- [WHAT IS BEING ASKED]: Search the material below for the word "React" and copy every line in which it occurs.

- [DATASET CONTENT]:
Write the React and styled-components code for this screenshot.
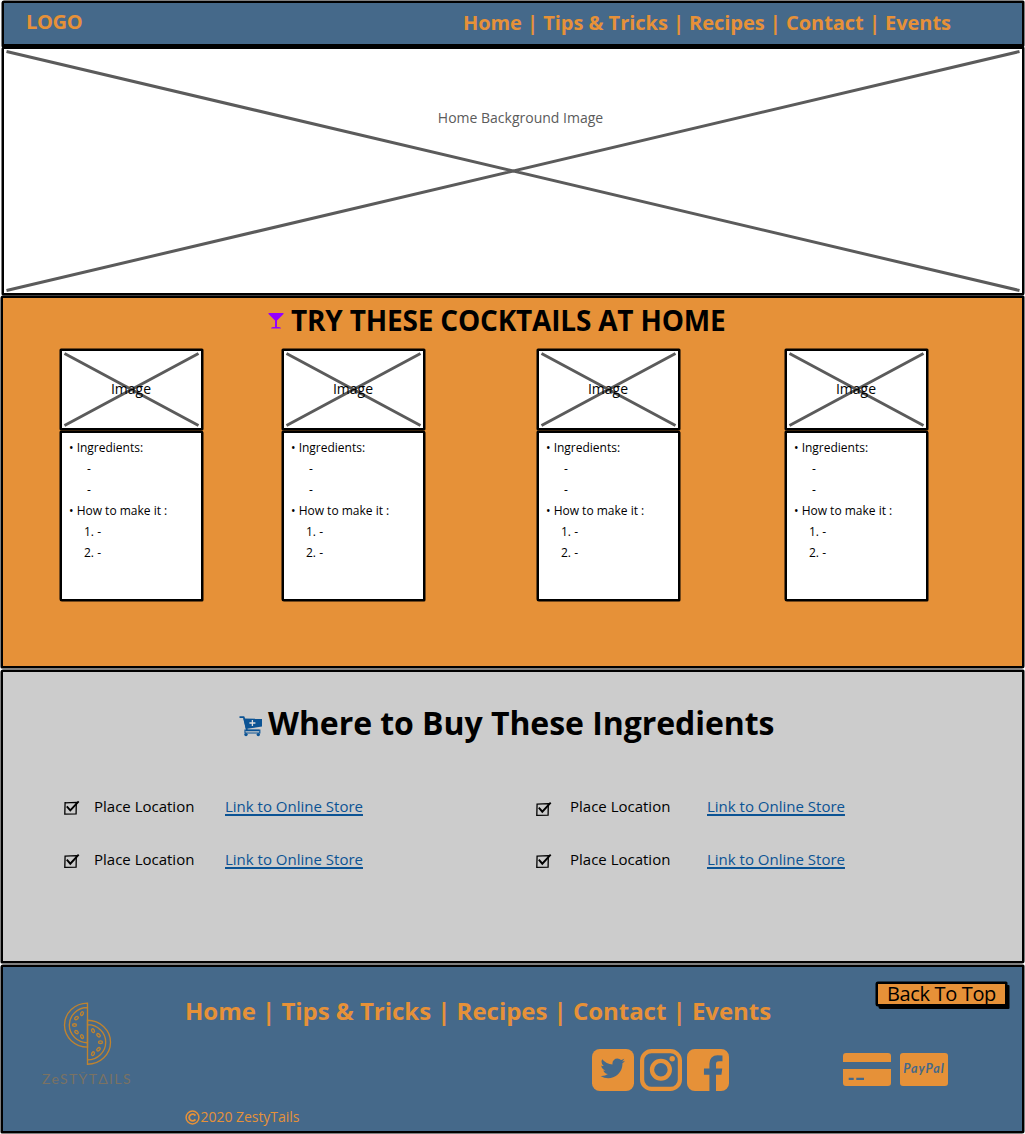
import React from "react";
import styled, { createGlobalStyle } from "styled-components";

const ORANGE = "#e69138";
const BLUE = "#45698a";
const LINK = "#0b5394";

const GlobalStyle = createGlobalStyle`
  * { box-sizing: border-box; }
  body { margin: 0; background: #fff; color: #000; font-family: "Open Sans", "Noto Sans", sans-serif; }
  h1, h2, p, ul, ol { margin: 0; padding: 0; }
  ul, ol { list-style: none; }
  svg { display: block; flex: none; }
`;

const Page = styled.div`
  width: 1025px;
  height: 1134px;
  padding: 1px 1px 0;
  display: flex;
  flex-direction: column;
  overflow: hidden;
`;

const Panel = styled.section`
  border: 2px solid #000;
  border-radius: 2px 1px 2px 1px;
  box-shadow: 0 0 0 0.5px #000;
  flex: none;
`;

const Header = styled(Panel).attrs({ as: "header" })`
  height: 46px;
  margin-left: 1px;
  border-bottom-width: 3px;
  background: ${BLUE};
  display: flex;
  justify-content: space-between;
  padding: 0 71px 0 22px;
`;

const Brand = styled.div`
  font-size: 20px;
  font-weight: 700;
  line-height: 37px;
  letter-spacing: -0.3px;
  color: ${ORANGE};
`;

const Nav = styled.nav`
  display: flex;
  white-space: pre;
  font-weight: 700;
  color: ${ORANGE};
  font-size: ${(p) => p.$size}px;
  line-height: ${(p) => p.$line}px;
  letter-spacing: -0.035px;
`;

const Hero = styled(Panel)`
  height: 248px;
  margin-left: 1px;
  background: #fff;
  display: grid;
  > * { grid-area: 1 / 1; }
`;

const HeroLabel = styled.p`
  justify-self: center;
  margin: 58px 0 0 15px;
  font-size: 14px;
  line-height: 22px;
  color: #5b5b5b;
`;

const Cocktails = styled(Panel)`
  height: 372px;
  margin-top: 1px;
  background: ${ORANGE};
`;

const Heading = styled.h1`
  display: flex;
  font-weight: 700;
  white-space: nowrap;
  font-size: ${(p) => p.$size}px;
  line-height: 40px;
  letter-spacing: ${(p) => p.$track}px;
  padding: ${(p) => p.$pad};
  gap: ${(p) => p.$gap}px;
`;

const IconSlot = styled.span`
  padding-top: ${(p) => p.$top}px;
`;

const CardGrid = styled.div`
  display: grid;
  grid-template-columns: 222px 255px 248px 144px;
  margin: 9px 0 0 57px;
`;

const Card = styled.article`
  width: 143px;
`;

const Thumb = styled.div`
  height: 81px;
  border: 2px solid #000;
  border-radius: 1px;
  box-shadow: 0 0 0 0.5px #000;
  background: #fff;
  display: grid;
  > * { grid-area: 1 / 1; }
`;

const ThumbLabel = styled.span`
  justify-self: center;
  margin: 28px 1px 0 0;
  font-size: 14px;
  line-height: 20px;
`;

const Recipe = styled.ul`
  height: 170px;
  margin-top: 1px;
  border: 2px solid #000;
  border-radius: 1px 2px 1px 2px;
  box-shadow: 0 0 0 0.5px #000;
  background: #fff;
  padding: 4px 0 0 7px;
  font-size: 12px;
  line-height: 21px;
`;

const Line = styled.li`
  white-space: pre;
  padding-left: ${(p) => p.$indent || 0}px;
`;

const Stores = styled(Panel)`
  height: 293px;
  margin-top: 2px;
  background: #ccc;
`;

const StoreGrid = styled.div`
  display: grid;
  grid-template-columns: 472px 400px;
  grid-auto-rows: 53px;
  margin: 51px 0 0 61px;
`;

const Store = styled.div`
  display: flex;
  font-size: 15px;
  line-height: 24px;
`;

const StoreName = styled.span`
  width: ${(p) => p.$width}px;
  margin-left: ${(p) => p.$left}px;
`;

const StoreLink = styled.a`
  color: ${LINK};
  text-decoration: underline;
  text-decoration-thickness: 1.5px;
  text-underline-offset: 2px;
`;

const Footer = styled(Panel).attrs({ as: "footer" })`
  height: 168px;
  margin-top: 2px;
  background: ${BLUE};
  display: grid;
  grid-template-columns: 182px 655px 1fr;
`;

const LogoBlock = styled.div`
  padding: 35px 0 0 39px;
  display: flex;
  flex-direction: column;
`;

const Wordmark = styled.span`
  margin-top: 4px;
  font-family: Lato, sans-serif;
  font-weight: 400;
  font-size: 14px;
  line-height: 18px;
  letter-spacing: 1.35px;
  color: #7a7263;
  white-space: nowrap;
`;

const FooterMain = styled.div`
  display: flex;
  flex-direction: column;
  padding-top: 26px;
`;

const Social = styled.div`
  display: flex;
  gap: 5.5px;
  margin: 20px 0 0 407px;
`;

const Copyright = styled.p`
  display: flex;
  align-items: center;
  gap: 0.5px;
  margin-top: 15px;
  font-size: 14px;
  line-height: 22px;
  letter-spacing: -0.04px;
  color: ${ORANGE};
`;

const FooterSide = styled.div`
  padding-top: 15px;
`;

const TopButton = styled.button`
  display: block;
  width: 131px;
  height: 24px;
  margin-left: 36px;
  padding: 0;
  border: 2px solid #000;
  border-radius: 2px 1px 1px 2px;
  background: ${ORANGE};
  box-shadow: 0 0 0 0.5px #000, 2.5px 3px #000;
  color: #000;
  font: 20px/20px "Open Sans", "Noto Sans", sans-serif;
  letter-spacing: -0.35px;
  white-space: nowrap;
`;

const Payments = styled.div`
  display: flex;
  gap: 9px;
  margin: 47px 0 0 3px;
`;

const PayPal = styled.span`
  width: 48px;
  height: 33px;
  border-radius: 3px;
  background: ${ORANGE};
  color: ${BLUE};
  font: italic 700 12.5px/31px Lato, sans-serif;
  letter-spacing: 1px;
  text-align: center;
`;

function Cross({ width, height }) {
  return (
    <svg width={width} height={height} stroke="#5b5b5b" strokeWidth="3">
      <path d={`M2.5 2.5L${width - 2.5} ${height - 2.5}M2.5 ${height - 2.5}L${width - 2.5} 2.5`} />
    </svg>
  );
}

function MartiniIcon() {
  return (
    <svg width="16" height="17" viewBox="0 0 16 17" fill="#9500ff">
      <path d="M.5 1H15.5V2L9 8.5V15H11Q13 15.2 13 16.5H3Q3 15.2 5 15H7V8.5L.5 2Z" />
    </svg>
  );
}

function CartIcon() {
  return (
    <svg width="24" height="21" viewBox="0 0 24 21">
      <path d="M.5 1.2H4.8L8 14.2M7 14.5H20" fill="none" stroke={LINK} strokeWidth="1.7" strokeLinejoin="round" />
      <path d="M4.5 2.5L23 2.8V10.5L8 12.8H6.8Z" fill={LINK} />
      <path d="M6 14.2H20.8V17H6Z" fill="none" stroke={LINK} strokeWidth="1.2" />
      <circle cx="7" cy="18.6" r="1.7" fill={LINK} />
      <circle cx="19.3" cy="18.6" r="1.7" fill={LINK} />
      <path d="M13.4 4V10M10.4 7H16.4" stroke="#ddd" strokeWidth="1.3" />
    </svg>
  );
}

function CheckIcon({ shift }) {
  return (
    <svg width="17" height="24" viewBox="0 0 17 24" fill="none" stroke="#000">
      <g transform={`translate(0 ${shift})`}>
        <path d="M1 6.1L12.3 5.7L12.1 17.1L.8 17.4L1.1 5.4" strokeWidth="1.3" />
        <path d="M2.8 9.6L6.3 13.7L14.7 4.6" strokeWidth="1.9" />
      </g>
    </svg>
  );
}

const SEEDS = [
  [-5.5, -11.5, 25],
  [-11, -7, 50],
  [-13, 0, 90],
  [-11, 7, 130],
  [-5.5, 11.5, 155],
];

function MelonHalf({ x, y, turn }) {
  return (
    <g transform={`translate(${x} ${y}) rotate(${turn})`}>
      <path d="M0 -22A23 22 0 0 0 0 22ZM0 -17.6A18.2 17.6 0 0 0 0 17.6" />
      {SEEDS.map(([sx, sy, a]) => (
        <ellipse key={sy} cx={sx} cy={sy} rx="1.3" ry="2" transform={`rotate(${a} ${sx} ${sy})`} />
      ))}
    </g>
  );
}

function MelonLogo() {
  return (
    <svg width="90" height="64" fill="none" stroke="#bf832f" strokeWidth="1.35">
      <MelonHalf x={45.5} y={23.1} turn={0} />
      <MelonHalf x={45.5} y={40.2} turn={180} />
    </svg>
  );
}

function TwitterIcon() {
  return (
    <svg width="42" height="42" viewBox="0 0 1536 1536">
      <rect width="1536" height="1536" rx="288" fill={ORANGE} />
      <path
        transform="translate(758 790) scale(.87) translate(-768 -768)"
        fill={BLUE}
        d="M1280 354q-56 25-121 34 68-40 93-117-65 38-134 51-61-66-153-66-87 0-148.500 61.500t-61.500 148.500q0 29 5 48-129-7-242-65t-192-155q-29 50-29 106 0 114 91 175-47-1-100-26v2q0 75 50 133.500t123 72.500q-29 8-51 8-13 0-39-4 21 63 74.500 104t121.500 42q-116 90-261 90-26 0-50-3 148 94 322 94 112 0 210-35.500t168-95 120.500-137 75-162 24.500-168.500q0-18-1-27 63-45 105-109z"
      />
    </svg>
  );
}

function InstagramIcon() {
  return (
    <svg width="42" height="42" fill="none" stroke={ORANGE}>
      <rect x="2.1" y="2.1" width="37.8" height="37.8" rx="9.5" strokeWidth="4.2" />
      <circle cx="20.9" cy="20.7" r="8.9" strokeWidth="4.3" />
      <circle cx="32.2" cy="9.8" r="2.7" fill={ORANGE} stroke="none" />
    </svg>
  );
}

function FacebookIcon() {
  return (
    <svg width="42" height="42" viewBox="0 128 1536 1536" fill={ORANGE}>
      <path d="M1248 128q119 0 203.5 84.5t84.5 203.5v960q0 119-84.5 203.5t-203.5 84.5h-188v-595h199l30-232h-229v-148q0-56 23.5-84t91.5-28l122-1v-207q-63-9-178-9-136 0-217.5 80t-81.5 226v171h-200v232h200v595h-532q-119 0-203.5-84.5t-84.5-203.5v-960q0-119 84.5-203.5t203.5-84.5h960z" />
    </svg>
  );
}

function CardIcon() {
  return (
    <svg width="48" height="33" fill={ORANGE}>
      <path d="M0 9V3Q0 0 3 0H45Q48 0 48 3V9ZM0 16H48V30Q48 33 45 33H3Q0 33 0 30Z" />
      <path d="M5.7 24.7H10.7V27H5.7ZM13.3 24.7H21V27H13.3Z" fill={BLUE} />
    </svg>
  );
}

function CopyrightIcon() {
  return (
    <svg width="15" height="15" fill="none" stroke={ORANGE} strokeWidth="1.5">
      <circle cx="7.5" cy="7.5" r="6.4" />
      <path d="M10.4 5.6A3.4 3.4 0 1 0 10.4 9.4" strokeWidth="1.9" />
    </svg>
  );
}

const RECIPE = [
  ["• Ingredients:", 0],
  ["-", 18],
  ["-", 18],
  ["• How to make it :", 0],
  ["1. -", 15],
  ["2. -", 15],
];

const STORES = [
  { left: 13, width: 131, shift: 2.7 },
  { left: 17, width: 137, shift: 4 },
  { left: 13, width: 131, shift: 3 },
  { left: 17, width: 137, shift: 3 },
];

const LINKS = "Home | Tips & Tricks | Recipes | Contact | Events";

export default function App() {
  return (
    <>
      <GlobalStyle />
      <Page>
        <Header>
          <Brand>LOGO</Brand>
          <Nav $size={20} $line={39}>{LINKS}</Nav>
        </Header>
        <Hero>
          <Cross width={1018} height={244} />
          <HeroLabel>Home Background Image</HeroLabel>
        </Hero>
        <Cocktails>
          <Heading $size={28} $track={-0.19} $pad="2px 0 0 265px" $gap={7}>
            <IconSlot $top={12}><MartiniIcon /></IconSlot>
            TRY THESE COCKTAILS AT HOME
          </Heading>
          <CardGrid>
            {[0, 1, 2, 3].map((n) => (
              <Card key={n}>
                <Thumb>
                  <Cross width={139} height={77} />
                  <ThumbLabel>Image</ThumbLabel>
                </Thumb>
                <Recipe>
                  {RECIPE.map(([text, indent], i) => (
                    <Line key={i} $indent={indent}>{text}</Line>
                  ))}
                </Recipe>
              </Card>
            ))}
          </CardGrid>
        </Cocktails>
        <Stores>
          <Heading $size={32} $track={-0.06} $pad="31px 0 0 236px" $gap={5}>
            <IconSlot $top={13}><CartIcon /></IconSlot>
            Where to Buy These Ingredients
          </Heading>
          <StoreGrid>
            {STORES.map((s, i) => (
              <Store key={i}>
                <CheckIcon shift={s.shift} />
                <StoreName $left={s.left} $width={s.width}>Place Location</StoreName>
                <StoreLink>Link to Online Store</StoreLink>
              </Store>
            ))}
          </StoreGrid>
        </Stores>
        <Footer>
          <LogoBlock>
            <MelonLogo />
            <Wordmark>ZeSTȲTΔILS</Wordmark>
          </LogoBlock>
          <FooterMain>
            <Nav $size={24} $line={36}>{LINKS}</Nav>
            <Social>
              <TwitterIcon />
              <InstagramIcon />
              <FacebookIcon />
            </Social>
            <Copyright>
              <CopyrightIcon />
              2020 ZestyTails
            </Copyright>
          </FooterMain>
          <FooterSide>
            <TopButton>Back To Top</TopButton>
            <Payments>
              <CardIcon />
              <PayPal>PayPal</PayPal>
            </Payments>
          </FooterSide>
        </Footer>
      </Page>
    </>
  );
}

- [FINAL RESULT]:
Write the React and styled-components code for this screenshot.
import React from "react";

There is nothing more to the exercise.